In the lines below, output everything from the first line through the line containing "const MONITOR_TYPE = '交易所向证券公司发送风险警示相关通知、风险提示短信等涉及的证券';" exactly as it is. Pictures are not part of the output.

###

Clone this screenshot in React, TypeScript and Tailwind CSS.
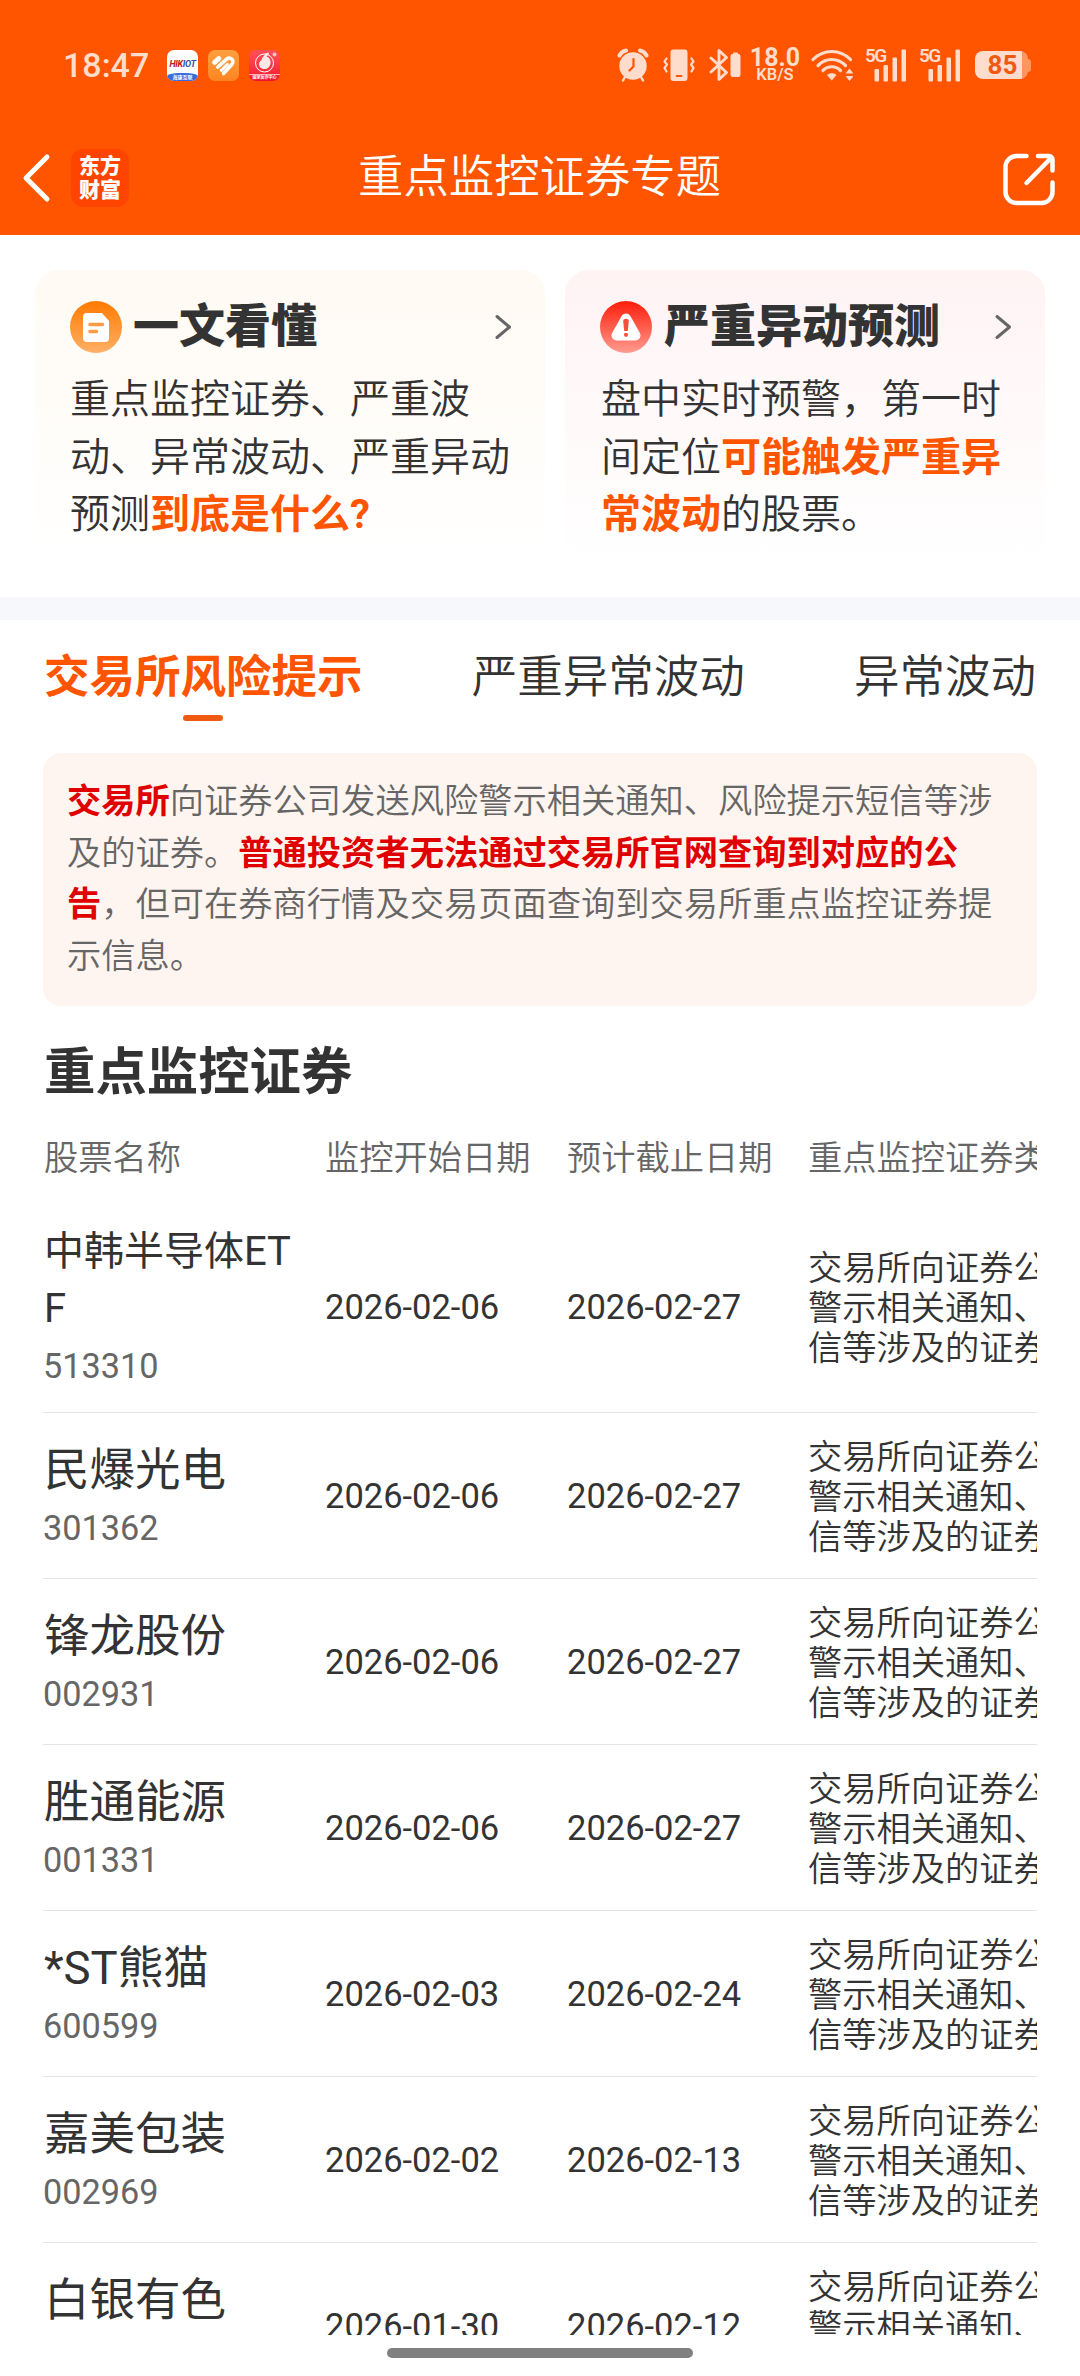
import React, { useState } from 'react';

interface Stock {
    name: string;
    code: string;
    start: string;
    end: string;
}

const TABS = ['交易所风险提示', '严重异常波动', '异常波动'];

const MONITOR_TYPE = '交易所向证券公司发送风险警示相关通知、风险提示短信等涉及的证券';

const STOCKS: Stock[] = [
    { name: '中韩半导体ETF', code: '513310', start: '2026-02-06', end: '2026-02-27' },
    { name: '民爆光电', code: '301362', start: '2026-02-06', end: '2026-02-27' },
    { name: '锋龙股份', code: '002931', start: '2026-02-06', end: '2026-02-27' },
    { name: '胜通能源', code: '001331', start: '2026-02-06', end: '2026-02-27' },
    { name: '*ST熊猫', code: '600599', start: '2026-02-03', end: '2026-02-24' },
    { name: '嘉美包装', code: '002969', start: '2026-02-02', end: '2026-02-13' },
    { name: '白银有色', code: '601212', start: '2026-01-30', end: '2026-02-12' },
];

const AppBadges = () => (
    <div className="flex gap-[10px]">
        <div className="flex h-[31px] w-[31px] flex-col justify-between overflow-hidden rounded-[7px] bg-white">
            <div className="pt-[10px] text-center text-[9px] leading-[9px] font-bold tracking-[-0.3px] whitespace-nowrap italic">
                <span className="text-[#c8171e]">HIK</span>
                <span className="text-[#2b55a8]">IOT</span>
            </div>
            <div className="h-[8px] rounded-t-[40%] bg-[#3a6bdc] text-center text-[5px] leading-[8px] font-bold text-white">
                海康互联
            </div>
        </div>
        <div className="h-[31px] w-[31px] rounded-[7px] bg-linear-to-b from-[#ffa040] to-[#ff8420]">
            <svg width="31" height="31" viewBox="0 0 31 31" fill="none" stroke="#fff" strokeWidth="3.600" strokeLinecap="round" strokeLinejoin="round">
                <path d="M6.600 12.300 10.800 8.600" strokeWidth="5" />
                <path d="M9.800 17 18.300 9.300C20.500 7 25.500 8.200 24.800 12.500 24.600 13.500 24 14.200 23.300 15L15.500 23.500" />
                <path d="M13.300 20.300 19.500 14.300" strokeWidth="3" />
            </svg>
        </div>
        <div className="flex h-[31px] w-[31px] flex-col items-center justify-between overflow-hidden rounded-[7px] bg-linear-to-b from-[#ff5058] to-[#f5102e]">
            <svg width="27" height="23" viewBox="0 0 27 23">
                <circle cx="13.500" cy="13" r="9" fill="none" stroke="#fff" strokeWidth="1" />
                <path d="M13 6c1-3 3-3.500 5-3-.5 1.500-1 2.500-2.500 3.500 3 1 4.500 4 4 7-.5 3.500-3 5.500-6 5.500s-5.500-2-5.500-5c0-2 1.500-3 2.500-4 .8-1 .5-3 2.500-4z" fill="#ffe9e6" />
                <circle cx="23.500" cy="4.500" r="2" fill="#ffc3bd" />
            </svg>
            <div className="w-full border-t border-[#ffb0b0] text-center text-[4px] leading-[6px] font-bold whitespace-nowrap text-white">
                国家反诈中心
            </div>
        </div>
    </div>
);

const AlarmIcon = () => (
    <svg width="32" height="34" viewBox="0 0 32 34">
        <g stroke="#ffdccb" strokeLinecap="round" fill="none">
            <path d="M2.500 7.500C4 4.500 6 3 9 2.500" strokeWidth="4" />
            <path d="M29.500 7.500C28 4.500 26 3 23 2.500" strokeWidth="4" />
            <path d="M8 29 6 32.500M24 29l2 3.500" strokeWidth="2.500" />
        </g>
        <circle cx="16" cy="18" r="13.700" fill="#ffdccb" />
        <path d="M16.500 11v7.500l-4 4" stroke="#ff5500" strokeWidth="2.200" fill="none" strokeLinecap="round" strokeLinejoin="round" />
    </svg>
);

const VibrateIcon = () => (
    <svg width="32" height="34" viewBox="0 0 32 34" fill="none" stroke="#ffdccb" strokeWidth="2.200" strokeLinecap="round" strokeLinejoin="round">
        <rect x="7.500" y="1.500" width="17" height="31.500" rx="3" fill="#ffdccb" stroke="none" />
        <path d="M13.500 28h5" stroke="#ff5500" strokeWidth="1.800" />
        <path d="m3.500 10.500-2 3 2.500 3-2.500 3.500 2 3.500" />
        <path d="m28.500 10.500 2 3-2.500 3 2.500 3.500-2 3.500" />
    </svg>
);

const BluetoothIcon = () => (
    <svg width="32" height="34" viewBox="0 0 32 34">
        <path d="m2 10 15.500 14.500-7.500 7V2.500l7.500 7L2 24" fill="none" stroke="#ffdccb" strokeWidth="2.900" strokeLinecap="round" strokeLinejoin="round" />
        <rect x="21.500" y="6" width="10" height="23" rx="2.200" fill="#ffdccb" />
        <rect x="24" y="4.500" width="5" height="3" rx="1" fill="#ffdccb" />
    </svg>
);

const WifiIcon = () => (
    <svg width="44" height="34" viewBox="0 0 44 34" fill="none" stroke="#ffdccb" strokeWidth="3.200" strokeLinecap="round">
        <path d="M4 11.500C14.500 .8 31 .8 41.500 11.500" />
        <path d="M9 17.500C17 9.500 28.500 9.500 36.500 17.500" />
        <path d="M14 22.500C19 17.500 26.500 17.500 31.500 22.500" />
        <path d="M18 27c2.500-2.500 7-2.500 9.500 0L22.700 32.500z" fill="#ffdccb" stroke="none" />
        <path d="m36.500 25.500 4-5 4 5zM36.500 28l4 5 4-5z" fill="#ffdccb" stroke="none" />
    </svg>
);

const SignalIcon = () => (
    <div className="relative h-[34px] w-[42px]">
        <span className="absolute top-0 left-0 text-[19px] leading-[16px] font-semibold tracking-[-1.5px]">5G</span>
        <svg width="42" height="34" viewBox="0 0 42 34" fill="#ffdccb">
            <rect x="9.500" y="21" width="4.500" height="12.500" rx="1" />
            <rect x="18.500" y="17" width="4.500" height="16.500" rx="1" />
            <rect x="27.500" y="9.500" width="4.500" height="24" rx="1" />
            <rect x="36.500" y="1.500" width="4.500" height="32" rx="1" />
        </svg>
    </div>
);

const StatusBar = () => (
    <div className="flex h-[121px] items-center pt-[9px] text-[#ffdccb]">
        <span className="w-[104px] text-[34px] leading-none font-medium">18:47</span>
        <AppBadges />
        <div className="mr-[25px] ml-auto flex items-center">
            <AlarmIcon />
            <div className="w-[14px]" />
            <VibrateIcon />
            <div className="w-[14px]" />
            <BluetoothIcon />
            <div className="flex w-[68px] flex-col items-center">
                <span className="text-[25px] leading-[20px] font-bold">18.0</span>
                <span className="text-[16.5px] leading-[14px] font-semibold">KB/S</span>
            </div>
            <WifiIcon />
            <div className="ml-[12px] flex gap-[12px]">
                <SignalIcon />
                <SignalIcon />
            </div>
            <div className="ml-[14px] flex items-center">
                <div className="flex h-[28px] w-[53px] items-center justify-center rounded-[8px] bg-linear-to-r from-[#ffdccb] from-88% to-[#ff965f] to-88% pl-[2px] text-[26px] font-bold text-[#f0590f]">
                    85
                </div>
                <div className="h-[13px] w-[3px] rounded-r-full bg-[#ff965f]" />
            </div>
        </div>
    </div>
);

const NavBar = () => (
    <div className="flex h-[114px] items-center">
        <div className="-ml-[42px] flex w-[337px] items-center">
            <svg width="30" height="52" viewBox="0 0 30 52" fill="none" stroke="#fff" strokeWidth="5" strokeLinecap="round" strokeLinejoin="round">
                <path d="M26 5 5 26l21 21" />
            </svg>
            <div className="ml-[20px] h-[58px] w-[58px] rounded-[12px] bg-[#ff4400] pt-[5px] text-center text-[21px] leading-[24px] font-black text-white">
                东方
                <br />
                财富
            </div>
        </div>
        <h1 className="text-[45.4px] leading-[60px] font-[350] text-white">重点监控证券专题</h1>
        <svg width="53" height="53" viewBox="0 0 53 53" className="mt-[3px] ml-auto" fill="none" stroke="#fff" strokeWidth="4.500" strokeLinecap="round" strokeLinejoin="round">
            <path d="M23.500 3H13.500a11 11 0 0 0-11 11v25a11 11 0 0 0 11 11h25a11 11 0 0 0 11-11V29.500" />
            <path d="M35 3H46a3.500 3.500 0 0 1 3.500 3.500v11M48 5 23.500 30" />
        </svg>
    </div>
);

const ArrowRight = () => (
    <svg width="20" height="28" viewBox="0 0 20 28" fill="none" stroke="#666" strokeWidth="3" strokeLinecap="round" strokeLinejoin="round">
        <path d="M4 3.500 16.500 14 4 24.500" />
    </svg>
);

const DocIcon = () => (
    <svg width="52" height="52" viewBox="0 0 52 52">
        <defs>
            <linearGradient id="doc" x1="0" y1="0" x2="0" y2="1">
                <stop offset="0" stopColor="#ff7a00" />
                <stop offset="1" stopColor="#ffb067" />
            </linearGradient>
        </defs>
        <circle cx="26" cy="26" r="26" fill="url(#doc)" />
        <path d="M17 12h15l7 8v17a4 4 0 0 1-4 4H17a4 4 0 0 1-4-4V16a4 4 0 0 1 4-4z" fill="#fff" />
        <path d="M20 23.500h12.500M20 30.500h6.500" stroke="#ff9a45" strokeWidth="3.500" strokeLinecap="round" />
    </svg>
);

const WarnIcon = () => (
    <svg width="52" height="52" viewBox="0 0 52 52">
        <defs>
            <linearGradient id="warn" x1="0" y1="0" x2="0" y2="1">
                <stop offset="0" stopColor="#ff1c0a" />
                <stop offset="1" stopColor="#ff9c8f" />
            </linearGradient>
        </defs>
        <circle cx="26" cy="26" r="26" fill="url(#warn)" />
        <path d="M26 17.500 16.500 34.500h19z" fill="#fff" stroke="#fff" strokeWidth="10" strokeLinejoin="round" />
        <path d="M23.200 20.500a2.800 2.800 0 0 1 5.600 0l-1 9.500h-3.600z" fill="#f8503f" />
        <circle cx="26" cy="33.800" r="2.100" fill="#f8503f" />
    </svg>
);

const App: React.FC = () => {
    const [active, setActive] = useState(0);

    return (
        <div className="flex h-[2376px] w-[1080px] flex-col overflow-hidden bg-white font-[Roboto,'Noto_Sans_CJK_SC',sans-serif] text-[#333]">
            <header className="h-[235px] bg-[#ff5500] pr-[24px] pl-[63px]">
                <StatusBar />
                <NavBar />
            </header>

            <section className="flex h-[362px] gap-[20px] px-[35px] pt-[35px]">
                <div className="h-[292px] w-[510px] rounded-[24px] bg-linear-to-b from-[#fffaf3] to-white pt-[31px] pr-[32px] pl-[35px]">
                    <div className="flex h-[52px] items-center">
                        <DocIcon />
                        <h2 className="-mt-[3px] mr-auto ml-[11px] text-[46px] leading-[52px] font-black">一文看懂</h2>
                        <ArrowRight />
                    </div>
                    <p className="mt-[18px] text-[40px] leading-[57.6px] font-[350]">
                        重点监控证券、严重波动、异常波动、严重异动预测
                        <span className="font-bold text-[#ff5500]">到底是什么?</span>
                    </p>
                </div>
                <div className="h-[292px] w-[480px] rounded-[24px] bg-linear-to-b from-[#fff3f4] to-white pt-[31px] pr-[32px] pl-[35px]">
                    <div className="flex h-[52px] items-center">
                        <WarnIcon />
                        <h2 className="-mt-[3px] mr-auto ml-[12px] text-[46px] leading-[52px] font-black">严重异动预测</h2>
                        <ArrowRight />
                    </div>
                    <p className="mt-[18px] pl-px text-[40px] leading-[57.6px] font-[350]">
                        盘中实时预警，第一时间定位
                        <span className="font-bold text-[#ff5500]">可能触发严重异常波动</span>
                        的股票。
                    </p>
                </div>
            </section>

            <div className="h-[23px] bg-[#f7f8fb]" />

            <nav className="flex h-[133px] justify-between px-[44px] pt-[26px]">
                {TABS.map((tab, i) => (
                    <button
                        key={tab}
                        onClick={() => setActive(i)}
                        className={
                            i === active
                                ? 'flex flex-col items-center text-[45.5px] leading-[64px] font-bold text-[#ff5500]'
                                : 'flex flex-col items-center text-[45.5px] leading-[64px] font-[350]'
                        }
                    >
                        {tab}
                        {i === active && <span className="mt-[5px] h-[6px] w-[40px] rounded-full bg-[#f05a10]" />}
                    </button>
                ))}
            </nav>

            <main className="ml-[43px] flex h-[1582px] w-[994px] flex-col overflow-hidden">
                <p className="h-[253px] shrink-0 rounded-[18px] bg-[#fff5f0] pt-[23px] pr-[40px] pl-[24px] text-[34.28px] leading-[51.5px] font-[350] text-[#666]">
                    <span className="font-bold text-[#e00000]">交易所</span>
                    向证券公司发送风险警示相关通知、风险提示短信等涉及的证券。
                    <span className="font-bold text-[#e00000]">普通投资者无法通过交易所官网查询到对应的公告</span>
                    ，但可在券商行情及交易页面查询到交易所重点监控证券提示信息。
                </p>

                <h2 className="mt-[31px] pl-[1px] text-[51.4px] leading-[72px] font-bold">重点监控证券</h2>

                <div className="flex h-[93px] w-[1200px] shrink-0 items-center pt-[6px] text-[34.28px] font-[350] whitespace-nowrap text-[#666]">
                    <span className="w-[282px] pl-[1px]">股票名称</span>
                    <span className="w-[242px]">监控开始日期</span>
                    <span className="w-[241px]">预计截止日期</span>
                    <span>重点监控证券类型</span>
                </div>

                {STOCKS.map((stock) => {
                    const long = stock.name.length > 6;
                    return (
                        <div
                            key={stock.code}
                            className={
                                long
                                    ? 'flex h-[211px] w-[1200px] shrink-0 items-center border-b border-[#e4e4e4] pt-[2px]'
                                    : 'flex h-[166px] w-[1200px] shrink-0 items-center border-b border-[#e4e4e4] pt-[2px]'
                            }
                        >
                            <div className="w-[282px] pr-[30px]">
                                <div
                                    className={
                                        long
                                            ? 'pl-[1px] text-[40px] leading-[57px] break-all'
                                            : 'pl-[1px] text-[45.5px] leading-[64px]'
                                    }
                                >
                                    {stock.name}
                                </div>
                                <div className={long ? 'pt-[1px] text-[34.28px] leading-[56px] text-[#666]' : 'text-[34.28px] leading-[51px] text-[#666]'}>
                                    {stock.code}
                                </div>
                            </div>
                            <span className="w-[242px] text-[34.5px]">{stock.start}</span>
                            <span className="w-[241px] text-[34.5px]">{stock.end}</span>
                            <span className="w-[415px] text-[34.28px] leading-[40px] font-[350]">{MONITOR_TYPE}</span>
                        </div>
                    );
                })}
            </main>

            <div className="mx-auto mt-[13px] h-[10px] w-[306px] rounded-full bg-[#808080]" />
        </div>
    );
};

export default App;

###

Result for this task ->
Clone this screenshot in React, TypeScript and Tailwind CSS.
import React, { useState } from 'react';

interface Stock {
    name: string;
    code: string;
    start: string;
    end: string;
}

const TABS = ['交易所风险提示', '严重异常波动', '异常波动'];

const MONITOR_TYPE = '交易所向证券公司发送风险警示相关通知、风险提示短信等涉及的证券';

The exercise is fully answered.